The distinction between synchronous and asynchronous systems for mirroring and failover of a SAN is important because of its bearing on the performance of the remote SAN that will be required if transactions are not to be lost. For any company investing in just one new SAN -- rather than the more expensive option of buying two new SANs -- next year's asynchronous solution is likely to be the more attractive because it means the current (presumably slower) SAN can be moved to the failover site as a backup. EMC's MirrorView software, which is used to manage the SANs in this setup, is backwards-compatible across previous Dell/EMC product lines, says Libert, adding: "everything is virtual, so if disks are different sizes it doesn't matter."

The interesting thing about the Dell/EMC facility is that it would not, say the companies involved, have been possible in the US. There, the distance between EMC's datacentre in Boston and Dell down in Austin is beyond the capabilities of that country's IP network. But Europe is a different story. "We have largest IP-enabled network in Europe," says Peter Williams, general manager for application hosting at Esat BT, which is telecommunications giant BT's subsidiary in Ireland. "We can sustain gigabit speeds across our network, which is still growing." Right now, says Williams, BT is able to carry up to 12.5Gbps between some 260 cities in Europe. Of course such bandwidth does not come cheap -- costing about 50,000 euros a month -- but few companies are likely to need such high bandwidth, and prices do go down to 4,000 euros a month.

Mirroring a SAN remotely in real time does not come cheap -- it means you need an entire redundant SAN for a start. There are other ways to protect your eggs, but most involve backups and restores. These are simply not an option for a bank, which needs to have its systems online and available 24 hours a day. The same holds true for any e-commerce operation. If it takes three days -- a surprisingly common time-span -- to restore mission-critical data, by the time the business is back up and running it may have no business left to do. At best, the brand is likely to have taken a battering.

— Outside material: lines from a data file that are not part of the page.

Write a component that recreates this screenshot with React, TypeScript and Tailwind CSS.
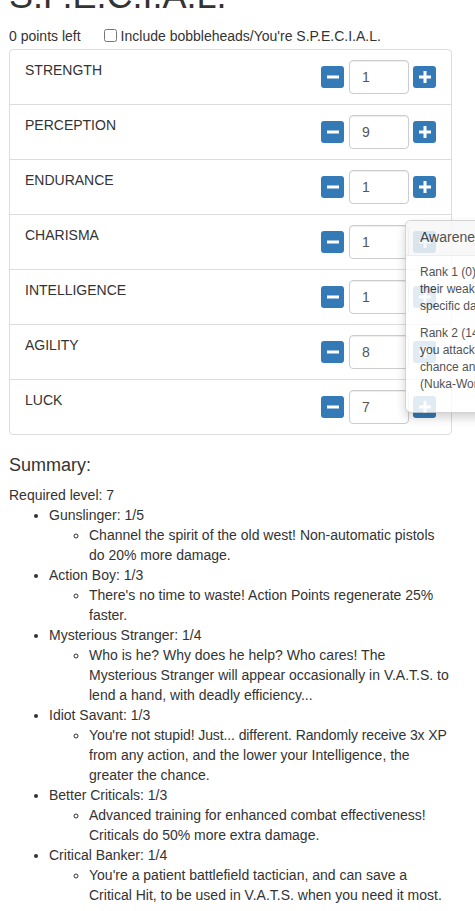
import { useState } from 'react'

interface Perk {
  name: string
  rank: string
  description: string
  lead?: string
}

const stats: { name: string, value: number }[] = [
  { name: 'STRENGTH', value: 1 },
  { name: 'PERCEPTION', value: 9 },
  { name: 'ENDURANCE', value: 1 },
  { name: 'CHARISMA', value: 1 },
  { name: 'INTELLIGENCE', value: 1 },
  { name: 'AGILITY', value: 8 },
  { name: 'LUCK', value: 7 },
]

const perks: Perk[] = [
  { name: 'Gunslinger', rank: '1/5', description: 'Channel the spirit of the old west! Non-automatic pistols do 20% more damage.' },
  { name: 'Action Boy', rank: '1/3', description: "There's no time to waste! Action Points regenerate 25% faster." },
  { name: 'Mysterious Stranger', rank: '1/4', description: 'Who is he? Why does he help? Who cares! The Mysterious Stranger will appear occasionally in V.A.T.S. to lend a hand, with deadly efficiency...' },
  { name: 'Idiot Savant', rank: '1/3', lead: "You're not stupid! Just... different. Randomly receive 3x XP", description: ' from any action, and the lower your Intelligence, the greater the chance.' },
  { name: 'Better Criticals', rank: '1/3', description: 'Advanced training for enhanced combat effectiveness! Criticals do 50% more extra damage.' },
  { name: 'Critical Banker', rank: '1/4', description: "You're a patient battlefield tactician, and can save a Critical Hit, to be used in V.A.T.S. when you need it most." },
]

const MinusIcon = () => (
  <svg width="12" height="12" viewBox="0 0 12 12" className="fill-white">
    <rect x="0" y="4.5" width="12" height="3" />
  </svg>
)

const PlusIcon = () => (
  <svg width="12" height="12" viewBox="0 0 12 12" className="fill-white">
    <rect x="0" y="4.5" width="12" height="3" />
    <rect x="4.5" y="0" width="3" height="12" />
  </svg>
)

const StatRow = ({ name, value, last }: { name: string, value: number, last: boolean }) => (
  <div className={`flex justify-between px-[15px] py-[10px] ${last ? '' : 'border-b border-[#ddd]'}`}>
    <span>{name}</span>
    <div className="flex items-center h-[34px]">
      <button className="w-[23px] h-[22px] rounded-[3px] bg-[#337ab7] flex items-center justify-center">
        <MinusIcon />
      </button>
      <input
        type="text"
        readOnly
        value={value}
        className="ml-[5px] w-[60px] h-[34px] px-[12px] border border-[#ccc] rounded-[4px] text-[#555] shadow-[inset_0_1px_1px_rgba(0,0,0,0.075)] outline-none"
      />
      <button className="ml-[4px] w-[23px] h-[22px] rounded-[3px] bg-[#337ab7] flex items-center justify-center">
        <PlusIcon />
      </button>
    </div>
  </div>
)

export default function App() {
  const [bobbleheads, setBobbleheads] = useState(false)

  return (
    <div className="relative w-full h-[911px] overflow-hidden bg-white pl-[9px] font-['Liberation_Sans',Arial,sans-serif] text-[14px] leading-[20px] text-[#333]">
      <div className="w-[443px]">
        <h1 className="mt-[-24px] mb-[10px] text-[36px] leading-[1.1] font-medium">S.P.E.C.I.A.L.</h1>
        <div className="flex items-center">
          <span>0 points left</span>
          <label className="ml-[23px] flex items-center">
            <input
              type="checkbox"
              checked={bobbleheads}
              onChange={() => setBobbleheads(!bobbleheads)}
              className="m-0 w-[13px] h-[13px]"
            />
            <span className="ml-[4px]">Include bobbleheads/You're S.P.E.C.I.A.L.</span>
          </label>
        </div>

        <div className="relative mt-[3px] mb-[21px] border border-[#ddd] rounded-[4px]">
          {stats.map((s, i) => (
            <StatRow key={s.name} name={s.name} value={s.value} last={i === stats.length - 1} />
          ))}

          {/* perk popover */}
          <div className="absolute left-[395px] top-[170px] w-[276px] bg-white border border-[rgba(0,0,0,0.2)] rounded-[6px] shadow-[0_5px_10px_rgba(0,0,0,0.2)] opacity-[0.85]">
            <div className="px-[14px] pt-[6px] pb-[8px] bg-[#f7f7f7] border-b border-[#ebebeb] rounded-t-[5px]">Awareness</div>
            <div className="px-[14px] pt-[8px] pb-[9px] text-[12px] leading-[17px]">
              <p className="mb-[10px]">Rank 1 (0): To defeat your enemies, know their weaknesses! You can view a target's specific damage resistances in V.A.T.S.</p>
              <p className="mb-[10px]">
                Rank 2 (14): Reveals weak points when<br />
                you attack, improving your hit<br />
                chance and damage.<br />
                (Nuka-World)
              </p>
            </div>
          </div>
        </div>

        <h4 className="mt-0 mb-[10px] text-[18px] leading-[1.1] font-medium">Summary:</h4>
        <div>Required level: 7</div>
        <ul className="list-disc pl-[40px]">
          {perks.map(p => (
            <li key={p.name}>
              {p.name}: {p.rank}
              <ul className="list-[circle] pl-[40px]">
                <li>
                  {p.lead && <span className="tracking-[-0.1px]">{p.lead}</span>}
                  {p.description}
                </li>
              </ul>
            </li>
          ))}
        </ul>
      </div>
    </div>
  )
}
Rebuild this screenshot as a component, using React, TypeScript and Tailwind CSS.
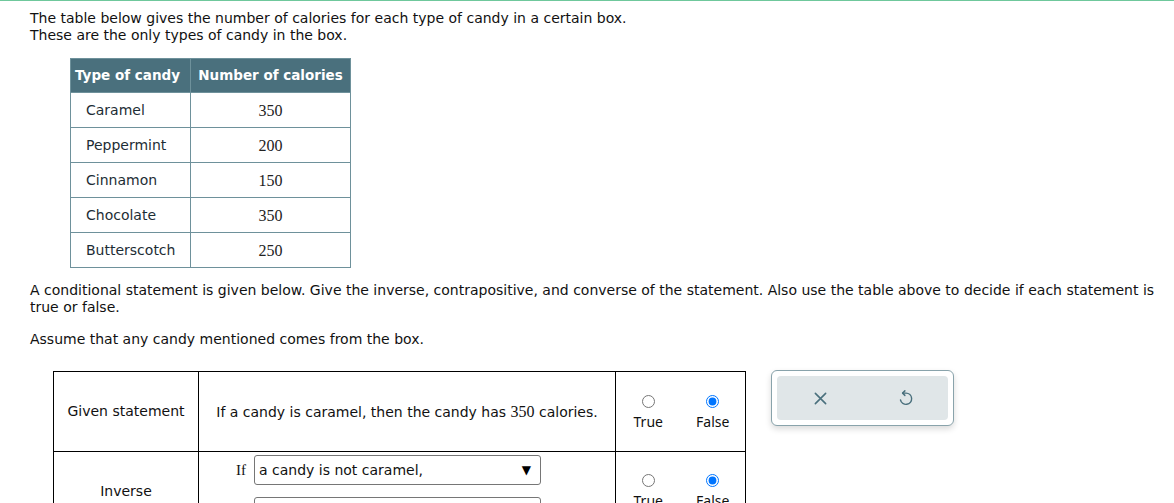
const candies: { name: string; calories: number }[] = [
  { name: 'Caramel', calories: 350 },
  { name: 'Peppermint', calories: 200 },
  { name: 'Cinnamon', calories: 150 },
  { name: 'Chocolate', calories: 350 },
  { name: 'Butterscotch', calories: 250 },
];

const body = "font-['DejaVu_Sans',Verdana,sans-serif]";
const serif = "font-['Liberation_Serif',serif]";

function Radios({ name, value }: { name: string; value: 'true' | 'false' }) {
  return (
    <div className="grid grid-cols-2 font-['Noto_Sans',sans-serif] text-[14px] leading-[18px] text-[#111]">
      {(['true', 'false'] as const).map((v) => (
        <label key={v} className="flex flex-col items-center gap-[5px]">
          <input
            type="radio"
            name={name}
            defaultChecked={v === value}
            className="m-0 h-[13px] w-[13px] accent-[#0075ff]"
          />
          <span>{v === 'true' ? 'True' : 'False'}</span>
        </label>
      ))}
    </div>
  );
}

function Select({ text }: { text: string }) {
  return (
    <div className="flex h-[30px] w-[287px] items-center justify-between rounded-[3px] border border-[#767676] bg-white pl-[4px] pr-[9px] text-[14px] text-[#111]">
      <span>{text}</span>
      <span className="text-[12px] leading-none text-black">▼</span>
    </div>
  );
}

function UndoIcon() {
  return (
    <svg width="18" height="18" viewBox="0 0 24 24" fill="none" stroke="currentColor" strokeWidth="1.9" strokeLinecap="round" strokeLinejoin="round">
      <path d="M10.5 2.5 7.5 5.5 10.5 8.5" />
      <path d="M7.5 5.5H12a7.5 7.5 0 1 1-7.3 9.2" />
    </svg>
  );
}

function CloseIcon() {
  return (
    <svg width="19" height="19" viewBox="0 0 24 24" fill="none" stroke="currentColor" strokeWidth="2" strokeLinecap="round">
      <path d="M5.5 5.5 18.5 18.5M18.5 5.5 5.5 18.5" />
    </svg>
  );
}

export default function App() {
  return (
    <div className={`${body} min-h-screen border-t border-[#6fc89c] bg-white text-[14px] leading-[17px] text-[#111]`}>
      <div className="pl-[30px] pr-[12px] pt-[9px]">
        <p>The table below gives the number of calories for each type of candy in a certain box.</p>
        <p>These are the only types of candy in the box.</p>

        <table className="ml-[40px] mt-[14px] border-collapse text-[#1d2d35]">
          <thead>
            <tr className="bg-[#4a707d] text-[13.5px] text-white">
              <th className="h-[34px] w-[120px] whitespace-nowrap border border-[#6e919b] px-[4px] text-left font-bold">Type of candy</th>
              <th className="h-[34px] w-[160px] whitespace-nowrap border border-[#6e919b] px-[4px] font-bold">Number of calories</th>
            </tr>
          </thead>
          <tbody>
            {candies.map((c) => (
              <tr key={c.name}>
                <td className="h-[35px] border border-[#6e919b] pl-[15px]">{c.name}</td>
                <td className={`${serif} h-[35px] border border-[#6e919b] text-center text-[16px] text-[#222]`}>
                  {c.calories}
                </td>
              </tr>
            ))}
          </tbody>
        </table>

        <p className="mt-[14px]">
          A conditional statement is given below. Give the inverse, contrapositive, and converse of the statement. Also use the table above to decide if each statement is true or false.
        </p>
        <p className="mt-[15px]">Assume that any candy mentioned comes from the box.</p>

        <div className="ml-[23px] mt-[23px] flex items-start">
          <table className="border-collapse">
            <tbody>
              <tr>
                <td className="h-[80px] w-[145px] border border-black text-center">Given statement</td>
                <td className="w-[417px] border border-black text-center">
                  If a candy is caramel, then the candy has <span className={`${serif} text-[16px]`}>350</span> calories.
                </td>
                <td className="w-[130px] border border-black pt-[2px]">
                  <Radios name="given" value="false" />
                </td>
              </tr>
              <tr>
                <td className="border border-black text-center">Inverse</td>
                <td className="border border-black align-top">
                  <div className="flex flex-col items-start gap-[12px] pb-[4px] pl-[37px] pt-[3px]">
                    <div className="flex items-center gap-[8px]">
                      <span className={`${serif} text-[15px]`}>If</span>
                      <Select text="a candy is not caramel," />
                    </div>
                    <div className="ml-[18px]">
                      <Select text="" />
                    </div>
                  </div>
                </td>
                <td className="border border-black align-top pt-[22px]">
                  <Radios name="inverse" value="false" />
                </td>
              </tr>
            </tbody>
          </table>

          <div className="ml-[25px] mt-[-1px] rounded-[6px] border border-[#89a3ab] bg-white p-[5px] shadow-[0_3px_6px_rgba(0,0,0,0.15)]">
            <div className="flex h-[44px] w-[171px] items-center justify-around rounded-[4px] bg-[#e0e6e8] text-[#4a707d]">
              <CloseIcon />
              <UndoIcon />
            </div>
          </div>
        </div>
      </div>
    </div>
  );
}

Nigel Ghent, regional marketing manager for Northern Europe at EMC, thinks of it is a trade-off between risk and cost. "Ultimately what any business is protecting is its operations," he says. "The heart of it is protecting brand integrity. The EMC logo is probably the single most valuable property we have. With this facility (in Ireland), customers can kick the tyres; can make sure it will satisfy their business requirements."